begin

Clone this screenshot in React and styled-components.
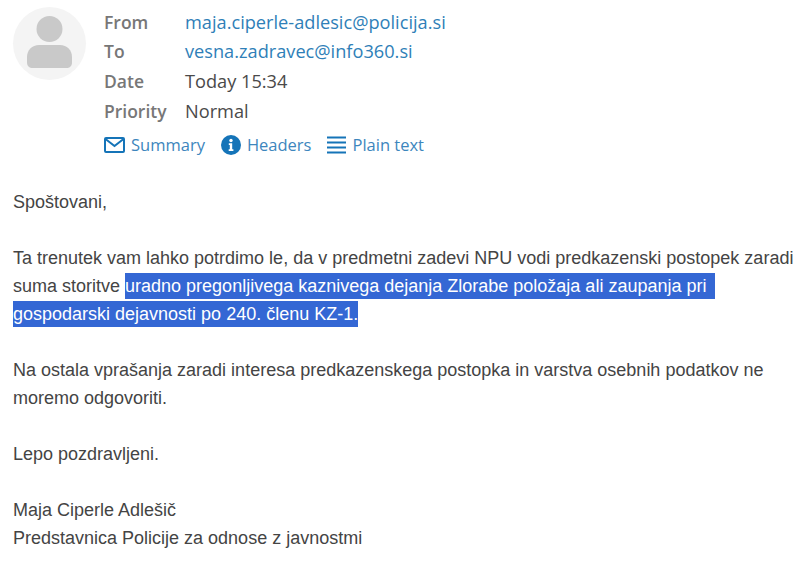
import styled, { createGlobalStyle } from 'styled-components';

const GlobalStyle = createGlobalStyle`
  html, body {
    margin: 0;
    padding: 0;
    background: #fff;
  }
`;

const Page = styled.main`
  width: 800px;
  height: 563px;
  overflow: hidden;
  box-sizing: border-box;
  padding: 7px 0 0 13px;
`;

const Header = styled.header`
  display: flex;
  gap: 18px;
`;

const Avatar = styled.div`
  width: 73px;
  height: 73px;
  border-radius: 50%;
  background: #f4f4f4;
  flex-shrink: 0;
  display: flex;
  justify-content: center;
  padding-top: 9px;
  box-sizing: border-box;
`;

const Meta = styled.div`
  display: flex;
  flex-direction: column;
  font-family: "Open Sans", sans-serif;
`;

const Fields = styled.dl`
  display: grid;
  grid-template-columns: 81px auto;
  grid-auto-rows: 29.6px;
  align-items: center;
  margin: 0;
`;

const Label = styled.dt`
  color: #777;
  font-weight: 600;
  font-size: 17.5px;
`;

const Value = styled.dd`
  margin: 0;
  font-size: 18.2px;
  color: ${props => (props.$link ? '#2f7fb8' : '#4a4a4a')};
`;

const Links = styled.nav`
  display: flex;
  gap: 16px;
  margin-top: 8px;
`;

const LinkItem = styled.a`
  display: flex;
  align-items: center;
  gap: 6px;
  color: #3d86bd;
  font-size: 16.5px;
`;

const Body = styled.article`
  margin-top: 32px;
  font-family: "Liberation Sans", Arial, sans-serif;
  font-size: 18px;
  line-height: 28px;
  color: #444;
`;

const Paragraph = styled.p`
  margin: 0 0 28px;
`;

const Selected = styled.span`
  background: #3467d4;
  color: #fff;
  padding: 3px ${props => (props.$trailing ? '9px' : '0')} 3px 0;
`;

const Person = () => (
  <svg width="45" height="52" viewBox="0 0 45 52" fill="#c9c9c9">
    <circle cx="22.5" cy="13" r="13" />
    <path d="M12 29h21c7 0 12 5 12 12v5c0 4-2 6-6 6H6c-4 0-6-2-6-6v-5c0-7 5-12 12-12z" />
  </svg>
);

const MailIcon = () => (
  <svg width="21" height="16" viewBox="0 0 21 16" fill="none" stroke="#1574b8" strokeWidth="2">
    <rect x="1" y="1" width="19" height="14" rx="1" />
    <path d="M1.5 2l9 7 9-7" />
  </svg>
);

const InfoIcon = () => (
  <svg width="20" height="20" viewBox="0 0 20 20">
    <circle cx="10" cy="10" r="10" fill="#1574b8" />
    <circle cx="10" cy="5.5" r="1.7" fill="#fff" />
    <path d="M7.8 8.3h3.4v6h1.2v1.6H7.7v-1.6h1.1V9.9h-1z" fill="#fff" />
  </svg>
);

const LinesIcon = () => (
  <svg width="19" height="18" viewBox="0 0 19 18" fill="#1574b8">
    <rect y="0.5" width="19" height="2" />
    <rect y="5.5" width="19" height="2" />
    <rect y="10.5" width="19" height="2" />
    <rect y="15.5" width="19" height="2" />
  </svg>
);

const App = () => {
  return (
    <Page>
      <GlobalStyle />
      <Header>
        <Avatar>
          <Person />
        </Avatar>
        <Meta>
          <Fields>
            <Label>From</Label>
            <Value $link>maja.ciperle-adlesic@policija.si</Value>
            <Label>To</Label>
            <Value $link>vesna.zadravec@info360.si</Value>
            <Label>Date</Label>
            <Value>Today 15:34</Value>
            <Label>Priority</Label>
            <Value>Normal</Value>
          </Fields>
          <Links>
            <LinkItem><MailIcon />Summary</LinkItem>
            <LinkItem><InfoIcon />Headers</LinkItem>
            <LinkItem><LinesIcon />Plain text</LinkItem>
          </Links>
        </Meta>
      </Header>
      <Body>
        <Paragraph>Spoštovani,</Paragraph>
        <Paragraph>
          Ta trenutek vam lahko potrdimo le, da v predmetni zadevi NPU vodi predkazenski postopek zaradi<br />
          suma storitve <Selected $trailing>uradno pregonljivega kaznivega dejanja Zlorabe položaja ali zaupanja pri</Selected><br />
          <Selected>gospodarski dejavnosti po 240. členu KZ-1.</Selected>
        </Paragraph>
        <Paragraph>
          Na ostala vprašanja zaradi interesa predkazenskega postopka in varstva osebnih podatkov ne<br />
          moremo odgovoriti.
        </Paragraph>
        <Paragraph>Lepo pozdravljeni.</Paragraph>
        <Paragraph>
          Maja Ciperle Adlešič<br />
          Predstavnica Policije za odnose z javnostmi
        </Paragraph>
      </Body>
    </Page>
  );
};

export default App;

end

--- Written instruction ---
Reproduce every line precisely as given, omitting all pictures.

--- The completed task ---
Clone this screenshot in React and styled-components.
import styled, { createGlobalStyle } from 'styled-components';

const GlobalStyle = createGlobalStyle`
  html, body {
    margin: 0;
    padding: 0;
    background: #fff;
  }
`;

const Page = styled.main`
  width: 800px;
  height: 563px;
  overflow: hidden;
  box-sizing: border-box;
  padding: 7px 0 0 13px;
`;

const Header = styled.header`
  display: flex;
  gap: 18px;
`;

const Avatar = styled.div`
  width: 73px;
  height: 73px;
  border-radius: 50%;
  background: #f4f4f4;
  flex-shrink: 0;
  display: flex;
  justify-content: center;
  padding-top: 9px;
  box-sizing: border-box;
`;

const Meta = styled.div`
  display: flex;
  flex-direction: column;
  font-family: "Open Sans", sans-serif;
`;

const Fields = styled.dl`
  display: grid;
  grid-template-columns: 81px auto;
  grid-auto-rows: 29.6px;
  align-items: center;
  margin: 0;
`;

const Label = styled.dt`
  color: #777;
  font-weight: 600;
  font-size: 17.5px;
`;

const Value = styled.dd`
  margin: 0;
  font-size: 18.2px;
  color: ${props => (props.$link ? '#2f7fb8' : '#4a4a4a')};
`;

const Links = styled.nav`
  display: flex;
  gap: 16px;
  margin-top: 8px;
`;

const LinkItem = styled.a`
  display: flex;
  align-items: center;
  gap: 6px;
  color: #3d86bd;
  font-size: 16.5px;
`;

const Body = styled.article`
  margin-top: 32px;
  font-family: "Liberation Sans", Arial, sans-serif;
  font-size: 18px;
  line-height: 28px;
  color: #444;
`;

const Paragraph = styled.p`
  margin: 0 0 28px;
`;

const Selected = styled.span`
  background: #3467d4;
  color: #fff;
  padding: 3px ${props => (props.$trailing ? '9px' : '0')} 3px 0;
`;

const Person = () => (
  <svg width="45" height="52" viewBox="0 0 45 52" fill="#c9c9c9">
    <circle cx="22.5" cy="13" r="13" />
    <path d="M12 29h21c7 0 12 5 12 12v5c0 4-2 6-6 6H6c-4 0-6-2-6-6v-5c0-7 5-12 12-12z" />
  </svg>
);

const MailIcon = () => (
  <svg width="21" height="16" viewBox="0 0 21 16" fill="none" stroke="#1574b8" strokeWidth="2">
    <rect x="1" y="1" width="19" height="14" rx="1" />
    <path d="M1.5 2l9 7 9-7" />
  </svg>
);

const InfoIcon = () => (
  <svg width="20" height="20" viewBox="0 0 20 20">
    <circle cx="10" cy="10" r="10" fill="#1574b8" />
    <circle cx="10" cy="5.5" r="1.7" fill="#fff" />
    <path d="M7.8 8.3h3.4v6h1.2v1.6H7.7v-1.6h1.1V9.9h-1z" fill="#fff" />
  </svg>
);

const LinesIcon = () => (
  <svg width="19" height="18" viewBox="0 0 19 18" fill="#1574b8">
    <rect y="0.5" width="19" height="2" />
    <rect y="5.5" width="19" height="2" />
    <rect y="10.5" width="19" height="2" />
    <rect y="15.5" width="19" height="2" />
  </svg>
);

const App = () => {
  return (
    <Page>
      <GlobalStyle />
      <Header>
        <Avatar>
          <Person />
        </Avatar>
        <Meta>
          <Fields>
            <Label>From</Label>
            <Value $link>maja.ciperle-adlesic@policija.si</Value>
            <Label>To</Label>
            <Value $link>vesna.zadravec@info360.si</Value>
            <Label>Date</Label>
            <Value>Today 15:34</Value>
            <Label>Priority</Label>
            <Value>Normal</Value>
          </Fields>
          <Links>
            <LinkItem><MailIcon />Summary</LinkItem>
            <LinkItem><InfoIcon />Headers</LinkItem>
            <LinkItem><LinesIcon />Plain text</LinkItem>
          </Links>
        </Meta>
      </Header>
      <Body>
        <Paragraph>Spoštovani,</Paragraph>
        <Paragraph>
          Ta trenutek vam lahko potrdimo le, da v predmetni zadevi NPU vodi predkazenski postopek zaradi<br />
          suma storitve <Selected $trailing>uradno pregonljivega kaznivega dejanja Zlorabe položaja ali zaupanja pri</Selected><br />
          <Selected>gospodarski dejavnosti po 240. členu KZ-1.</Selected>
        </Paragraph>
        <Paragraph>
          Na ostala vprašanja zaradi interesa predkazenskega postopka in varstva osebnih podatkov ne<br />
          moremo odgovoriti.
        </Paragraph>
        <Paragraph>Lepo pozdravljeni.</Paragraph>
        <Paragraph>
          Maja Ciperle Adlešič<br />
          Predstavnica Policije za odnose z javnostmi
        </Paragraph>
      </Body>
    </Page>
  );
};

export default App;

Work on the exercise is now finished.